“People can sniff out a sales stench,” Gonzales says. “If what you write stinks of marketing, your audience stops reading. I don’t think of the newsletter as a sales piece so much as it is a way to let people experience what’s happening at Well Done.”
5 tips for recalibrating your newsletter
1. Identify your audience. Always start with your users and consider their experience. Send them content they actually value, not just an obnoxious sales pitch. “When people give you an email address, they give you access to their digital home,” Reckard says. “We make sure we’re respectful of that with the content we send, and make sure it’s something subscribers can use.”
2. Bring in the whole team. If your old newsletter isn’t working, it helps to bring in some outside perspectives to represent the best of your agency. “The great thing about having a team approach is that it shows who we are,” says Gonzales. “When you get the newsletter, it feels like you’re getting a little bit of what it’s like to be with our team.” Plus, that one quiet person from accounts could have a really great idea for content.
3. Be more interesting. Speaking of great content, keep in mind how easy you are to ignore — especially when you communicate by email. “It’s easy for you to send email, and easy for me to delete it without a second thought,” Honeywell says. If you have something worth saying, say it early.
4. Have well-defined roles and a plan for production. If you were writing a newsletter for a client, everyone involved would have a well-defined role, clear deliverables, and deadlines. That shouldn’t change when the newsletter is for your own agency. “It needs to run like a well-oiled machine,” Gonzales says. “You can’t wing it — processes and quality control are required.”

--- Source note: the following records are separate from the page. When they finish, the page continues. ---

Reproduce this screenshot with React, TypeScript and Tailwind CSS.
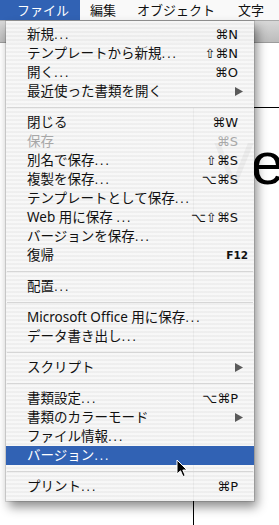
import React from "react";

type Row =
  | { kind: "sep" }
  | {
      kind: "item";
      label: string;
      shortcut?: string;
      sub?: boolean;
      disabled?: boolean;
      active?: boolean;
      fkey?: boolean;
    };

const rows: Row[] = [
  { kind: "item", label: "新規...", shortcut: "⌘N" },
  { kind: "item", label: "テンプレートから新規...", shortcut: "⇧⌘N" },
  { kind: "item", label: "開く...", shortcut: "⌘O" },
  { kind: "item", label: "最近使った書類を開く", sub: true },
  { kind: "sep" },
  { kind: "item", label: "閉じる", shortcut: "⌘W" },
  { kind: "item", label: "保存", shortcut: "⌘S", disabled: true },
  { kind: "item", label: "別名で保存...", shortcut: "⇧⌘S" },
  { kind: "item", label: "複製を保存...", shortcut: "⌥⌘S" },
  { kind: "item", label: "テンプレートとして保存..." },
  { kind: "item", label: "Web 用に保存 ...", shortcut: "⌥⇧⌘S" },
  { kind: "item", label: "バージョンを保存..." },
  { kind: "item", label: "復帰", shortcut: "F12", fkey: true },
  { kind: "sep" },
  { kind: "item", label: "配置..." },
  { kind: "sep" },
  { kind: "item", label: "Microsoft Office 用に保存..." },
  { kind: "item", label: "データ書き出し..." },
  { kind: "sep" },
  { kind: "item", label: "スクリプト", sub: true },
  { kind: "sep" },
  { kind: "item", label: "書類設定...", shortcut: "⌥⌘P" },
  { kind: "item", label: "書類のカラーモード", sub: true },
  { kind: "item", label: "ファイル情報..." },
  { kind: "item", label: "バージョン...", active: true },
  { kind: "sep" },
  { kind: "item", label: "プリント...", shortcut: "⌘P" },
];

function Label({ text }: { text: string }) {
  // the dots are spaced wider than a plain period run
  if (!text.endsWith("...")) return <span>{text}</span>;
  return (
    <span>
      {text.slice(0, -3)}
      <span className="font-['DejaVu_Sans',sans-serif] text-[12px] tracking-[1.5px]">...</span>
    </span>
  );
}

function SubArrow({ color }: { color: string }) {
  return (
    <svg width="8" height="9" viewBox="0 0 8 9" className="block">
      <path d="M0 0 L8 4.5 L0 9 Z" fill={color} />
    </svg>
  );
}

function MenuRow({ row }: { row: Row }) {
  if (row.kind === "sep") {
    return (
      <div className="flex h-[12px] items-center px-px">
        <div className="h-px w-full bg-[#d6d6d6]" />
      </div>
    );
  }
  const text = row.active ? "text-white" : row.disabled ? "text-[#a8a8a8]" : "text-[#111]";
  return (
    <div
      className={`flex h-[19px] items-center justify-between pl-[21px] ${
        row.sub ? "pr-[11px]" : "pr-[16px]"
      } ${row.active ? "bg-[#3162b4]" : ""} ${text}`}
    >
      <Label text={row.label} />
      {row.shortcut && !row.fkey && (
        <span className="font-['DejaVu_Sans',sans-serif] text-[13px]">{row.shortcut}</span>
      )}
      {row.fkey && (
        <span className="mr-[-10px] font-['DejaVu_Sans',sans-serif] text-[10.5px] font-bold">
          {row.shortcut}
        </span>
      )}
      {row.sub && <SubArrow color={row.active ? "#fff" : "#5a5a5a"} />}
    </div>
  );
}

export default function App() {
  return (
    <div className="relative h-[525px] w-[279px] overflow-hidden bg-white font-['Noto_Sans','Noto_Sans_CJK_JP',sans-serif] text-[13.5px]">
      {/* menu bar */}
      <div className="flex h-[21px] items-center border-b border-[#a9a9a9] bg-[#f9f9f9] text-[13px] leading-none text-[#111]">
        <div className="flex h-full w-[80px] items-center bg-[#3162b4] pl-[17px] text-white">ファイル</div>
        <div className="ml-[10px]">編集</div>
        <div className="ml-[21px]">オブジェクト</div>
        <div className="ml-[23px]">文字</div>
      </div>
      {/* toolbar strip behind the menu */}
      <div className="h-[22px] border-b border-[#9c9c9c] bg-[linear-gradient(#d8d8d8,#bcbcbc)]" />

      {/* artboard edge and big text on the canvas */}
      <div className="absolute left-[193px] top-[107px] h-[500px] w-[200px] border-l border-t border-black" />
      <div className="absolute left-[214px] top-[134px] font-['Liberation_Sans',sans-serif] text-[60px] leading-none text-black">
        Ve
      </div>

      {/* dropdown */}
      <div className="absolute left-[6px] top-[21px] w-[248px] bg-[repeating-linear-gradient(rgba(247,247,247,0.96)_0px,rgba(247,247,247,0.96)_2px,rgba(238,238,238,0.96)_2px,rgba(238,238,238,0.96)_4px)] pb-[5px] pt-[4px] shadow-[0_0_0_1px_rgba(0,0,0,0.12),3px_6px_10px_rgba(0,0,0,0.45)]">
        {rows.map((r, i) => (
          <MenuRow key={i} row={r} />
        ))}
      </div>

      {/* mouse pointer */}
      <svg className="absolute left-[176px] top-[459px]" width="13" height="20" viewBox="0 0 13 20">
        <path
          d="M1 1 L1 15 L4.5 11.8 L7 17.5 L9.2 16.6 L6.8 11 L11 11 Z"
          fill="#000"
          stroke="#fff"
          strokeWidth="1"
          strokeLinejoin="round"
        />
      </svg>
    </div>
  );
}
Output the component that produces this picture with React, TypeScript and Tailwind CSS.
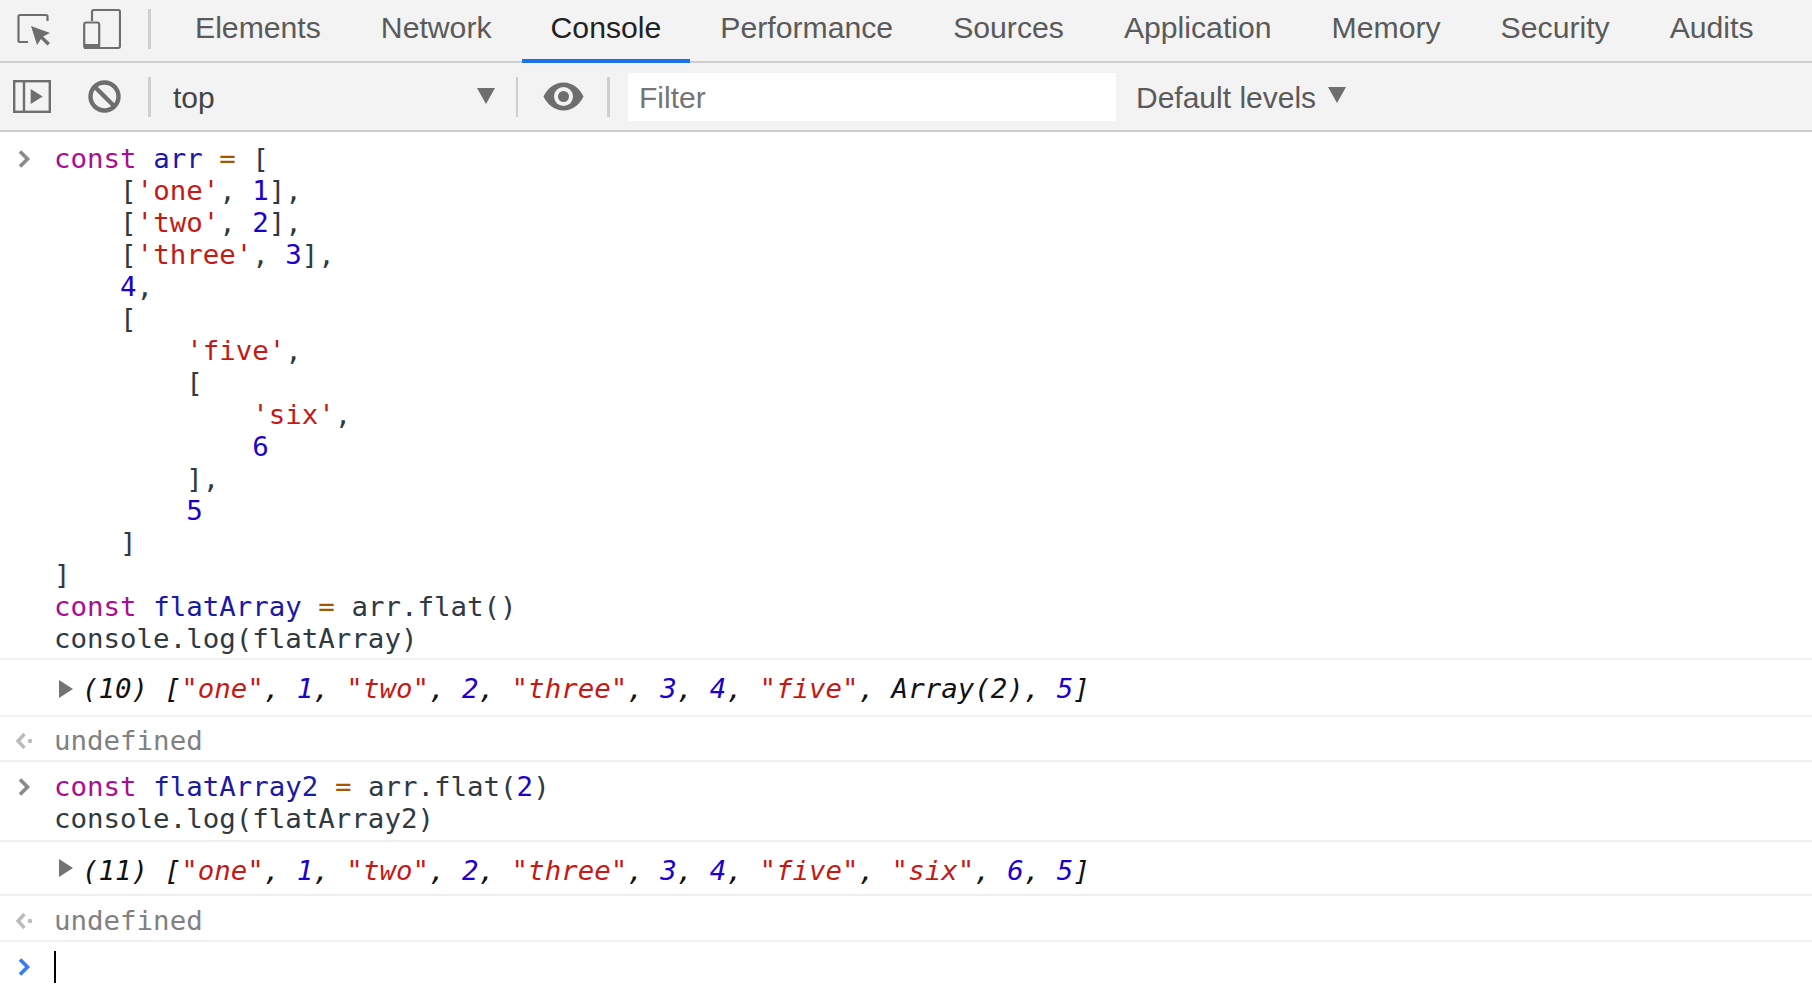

5. Be consistent. Part of quality control is making sure that you’re consistent on delivery, both in terms of what you send and when you send it. If your dispatches go out at random intervals, or if you don’t deliver on a promise, you’re teaching people to see you as spam. “Once people forget about you or forget to expect you, it can feel more like an intrusion when you reappear,” Reckard says. “Regularly delivering what people signed up for makes you more welcome.”